> Recorded data

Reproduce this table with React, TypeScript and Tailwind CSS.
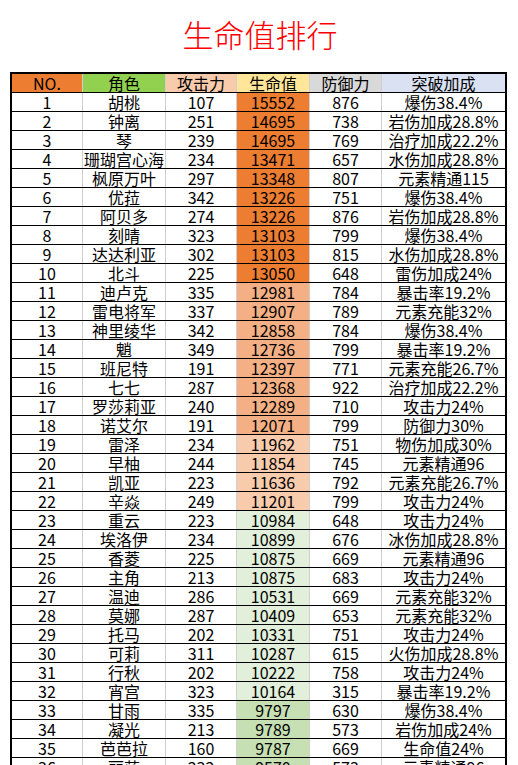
import React from "react";

type Row = [number, string, number, number, number, string];

const rows: Row[] = [
  [1, "胡桃", 107, 15552, 876, "爆伤38.4%"],
  [2, "钟离", 251, 14695, 738, "岩伤加成28.8%"],
  [3, "琴", 239, 14695, 769, "治疗加成22.2%"],
  [4, "珊瑚宫心海", 234, 13471, 657, "水伤加成28.8%"],
  [5, "枫原万叶", 297, 13348, 807, "元素精通115"],
  [6, "优菈", 342, 13226, 751, "爆伤38.4%"],
  [7, "阿贝多", 274, 13226, 876, "岩伤加成28.8%"],
  [8, "刻晴", 323, 13103, 799, "爆伤38.4%"],
  [9, "达达利亚", 302, 13103, 815, "水伤加成28.8%"],
  [10, "北斗", 225, 13050, 648, "雷伤加成24%"],
  [11, "迪卢克", 335, 12981, 784, "暴击率19.2%"],
  [12, "雷电将军", 337, 12907, 789, "元素充能32%"],
  [13, "神里绫华", 342, 12858, 784, "爆伤38.4%"],
  [14, "魈", 349, 12736, 799, "暴击率19.2%"],
  [15, "班尼特", 191, 12397, 771, "元素充能26.7%"],
  [16, "七七", 287, 12368, 922, "治疗加成22.2%"],
  [17, "罗莎莉亚", 240, 12289, 710, "攻击力24%"],
  [18, "诺艾尔", 191, 12071, 799, "防御力30%"],
  [19, "雷泽", 234, 11962, 751, "物伤加成30%"],
  [20, "早柚", 244, 11854, 745, "元素精通96"],
  [21, "凯亚", 223, 11636, 792, "元素充能26.7%"],
  [22, "辛焱", 249, 11201, 799, "攻击力24%"],
  [23, "重云", 223, 10984, 648, "攻击力24%"],
  [24, "埃洛伊", 234, 10899, 676, "冰伤加成28.8%"],
  [25, "香菱", 225, 10875, 669, "元素精通96"],
  [26, "主角", 213, 10875, 683, "攻击力24%"],
  [27, "温迪", 286, 10531, 669, "元素充能32%"],
  [28, "莫娜", 287, 10409, 653, "元素充能32%"],
  [29, "托马", 202, 10331, 751, "攻击力24%"],
  [30, "可莉", 311, 10287, 615, "火伤加成28.8%"],
  [31, "行秋", 202, 10222, 758, "攻击力24%"],
  [32, "宵宫", 323, 10164, 315, "暴击率19.2%"],
  [33, "甘雨", 335, 9797, 630, "爆伤38.4%"],
  [34, "凝光", 213, 9789, 573, "岩伤加成24%"],
  [35, "芭芭拉", 160, 9787, 669, "生命值24%"],
  [36, "丽莎", 232, 9570, 573, "元素精通96"],
];

function hpClass(n: number): string {
  if (n <= 10) return "bg-[#ED7D31]";
  if (n <= 18) return "bg-[#F4B084]";
  if (n <= 22) return "bg-[#F8CBAD]";
  if (n <= 32) return "bg-[#E2EFDA]";
  return "bg-[#C6E0B4]";
}

const cols = "grid grid-cols-[71px_83px_71px_73px_72px_123px]";
const cell = "h-[18px] flex items-center justify-center leading-[18px] border-r border-[#cfcfcf] whitespace-nowrap overflow-visible";

export default function App() {
  return (
    <div
      className="w-[518px] min-h-[765px] bg-white text-black"
      style={{ fontFamily: '"Noto Sans CJK SC", "Noto Sans", sans-serif' }}
    >
      <div className="h-[72px] flex justify-center pt-[13px]">
        <div className="text-[31px] leading-[42px] text-[#FF0000] font-light tracking-[0px] pl-[2px]">
          生命值排行
        </div>
      </div>
      <div className="ml-[10px] w-[497px] border-2 border-black border-b-0 text-[16px]">
        <div className={`${cols} border-b border-black`}>
          <div className={`${cell} bg-[#ED7D31] border-[#9a9a9a]`}>NO.</div>
          <div className={`${cell} bg-[#92D050] border-[#9a9a9a]`}>角色</div>
          <div className={`${cell} bg-[#F8CBAD] border-[#9a9a9a]`}>攻击力</div>
          <div className={`${cell} bg-[#FFE699] border-[#9a9a9a]`}>生命值</div>
          <div className={`${cell} bg-[#D9D9D9] border-[#9a9a9a]`}>防御力</div>
          <div className={`${cell} bg-[#D9E1F2] border-r-0`}>突破加成</div>
        </div>
        {rows.map((r) => (
          <div key={r[0]} className={`${cols} border-b border-black`}>
            <div className={cell}>{r[0]}</div>
            <div className={cell}>{r[1]}</div>
            <div className={cell}>{r[2]}</div>
            <div className={`${cell} ${hpClass(r[0])}`}>{r[3]}</div>
            <div className={cell}>{r[4]}</div>
            <div className={`${cell} border-r-0`}>{r[5]}</div>
          </div>
        ))}
      </div>
    </div>
  );
}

> Given request
Quote every line word for word and keep the images out of the copy.

> Answer to the task
Reproduce this table with React, TypeScript and Tailwind CSS.
import React from "react";

type Row = [number, string, number, number, number, string];

const rows: Row[] = [
  [1, "胡桃", 107, 15552, 876, "爆伤38.4%"],
  [2, "钟离", 251, 14695, 738, "岩伤加成28.8%"],
  [3, "琴", 239, 14695, 769, "治疗加成22.2%"],
  [4, "珊瑚宫心海", 234, 13471, 657, "水伤加成28.8%"],
  [5, "枫原万叶", 297, 13348, 807, "元素精通115"],
  [6, "优菈", 342, 13226, 751, "爆伤38.4%"],
  [7, "阿贝多", 274, 13226, 876, "岩伤加成28.8%"],
  [8, "刻晴", 323, 13103, 799, "爆伤38.4%"],
  [9, "达达利亚", 302, 13103, 815, "水伤加成28.8%"],
  [10, "北斗", 225, 13050, 648, "雷伤加成24%"],
  [11, "迪卢克", 335, 12981, 784, "暴击率19.2%"],
  [12, "雷电将军", 337, 12907, 789, "元素充能32%"],
  [13, "神里绫华", 342, 12858, 784, "爆伤38.4%"],
  [14, "魈", 349, 12736, 799, "暴击率19.2%"],
  [15, "班尼特", 191, 12397, 771, "元素充能26.7%"],
  [16, "七七", 287, 12368, 922, "治疗加成22.2%"],
  [17, "罗莎莉亚", 240, 12289, 710, "攻击力24%"],
  [18, "诺艾尔", 191, 12071, 799, "防御力30%"],
  [19, "雷泽", 234, 11962, 751, "物伤加成30%"],
  [20, "早柚", 244, 11854, 745, "元素精通96"],
  [21, "凯亚", 223, 11636, 792, "元素充能26.7%"],
  [22, "辛焱", 249, 11201, 799, "攻击力24%"],
  [23, "重云", 223, 10984, 648, "攻击力24%"],
  [24, "埃洛伊", 234, 10899, 676, "冰伤加成28.8%"],
  [25, "香菱", 225, 10875, 669, "元素精通96"],
  [26, "主角", 213, 10875, 683, "攻击力24%"],
  [27, "温迪", 286, 10531, 669, "元素充能32%"],
  [28, "莫娜", 287, 10409, 653, "元素充能32%"],
  [29, "托马", 202, 10331, 751, "攻击力24%"],
  [30, "可莉", 311, 10287, 615, "火伤加成28.8%"],
  [31, "行秋", 202, 10222, 758, "攻击力24%"],
  [32, "宵宫", 323, 10164, 315, "暴击率19.2%"],
  [33, "甘雨", 335, 9797, 630, "爆伤38.4%"],
  [34, "凝光", 213, 9789, 573, "岩伤加成24%"],
  [35, "芭芭拉", 160, 9787, 669, "生命值24%"],
  [36, "丽莎", 232, 9570, 573, "元素精通96"],
];

function hpClass(n: number): string {
  if (n <= 10) return "bg-[#ED7D31]";
  if (n <= 18) return "bg-[#F4B084]";
  if (n <= 22) return "bg-[#F8CBAD]";
  if (n <= 32) return "bg-[#E2EFDA]";
  return "bg-[#C6E0B4]";
}

const cols = "grid grid-cols-[71px_83px_71px_73px_72px_123px]";
const cell = "h-[18px] flex items-center justify-center leading-[18px] border-r border-[#cfcfcf] whitespace-nowrap overflow-visible";

export default function App() {
  return (
    <div
      className="w-[518px] min-h-[765px] bg-white text-black"
      style={{ fontFamily: '"Noto Sans CJK SC", "Noto Sans", sans-serif' }}
    >
      <div className="h-[72px] flex justify-center pt-[13px]">
        <div className="text-[31px] leading-[42px] text-[#FF0000] font-light tracking-[0px] pl-[2px]">
          生命值排行
        </div>
      </div>
      <div className="ml-[10px] w-[497px] border-2 border-black border-b-0 text-[16px]">
        <div className={`${cols} border-b border-black`}>
          <div className={`${cell} bg-[#ED7D31] border-[#9a9a9a]`}>NO.</div>
          <div className={`${cell} bg-[#92D050] border-[#9a9a9a]`}>角色</div>
          <div className={`${cell} bg-[#F8CBAD] border-[#9a9a9a]`}>攻击力</div>
          <div className={`${cell} bg-[#FFE699] border-[#9a9a9a]`}>生命值</div>
          <div className={`${cell} bg-[#D9D9D9] border-[#9a9a9a]`}>防御力</div>
          <div className={`${cell} bg-[#D9E1F2] border-r-0`}>突破加成</div>
        </div>
        {rows.map((r) => (
          <div key={r[0]} className={`${cols} border-b border-black`}>
            <div className={cell}>{r[0]}</div>
            <div className={cell}>{r[1]}</div>
            <div className={cell}>{r[2]}</div>
            <div className={`${cell} ${hpClass(r[0])}`}>{r[3]}</div>
            <div className={cell}>{r[4]}</div>
            <div className={`${cell} border-r-0`}>{r[5]}</div>
          </div>
        ))}
      </div>
    </div>
  );
}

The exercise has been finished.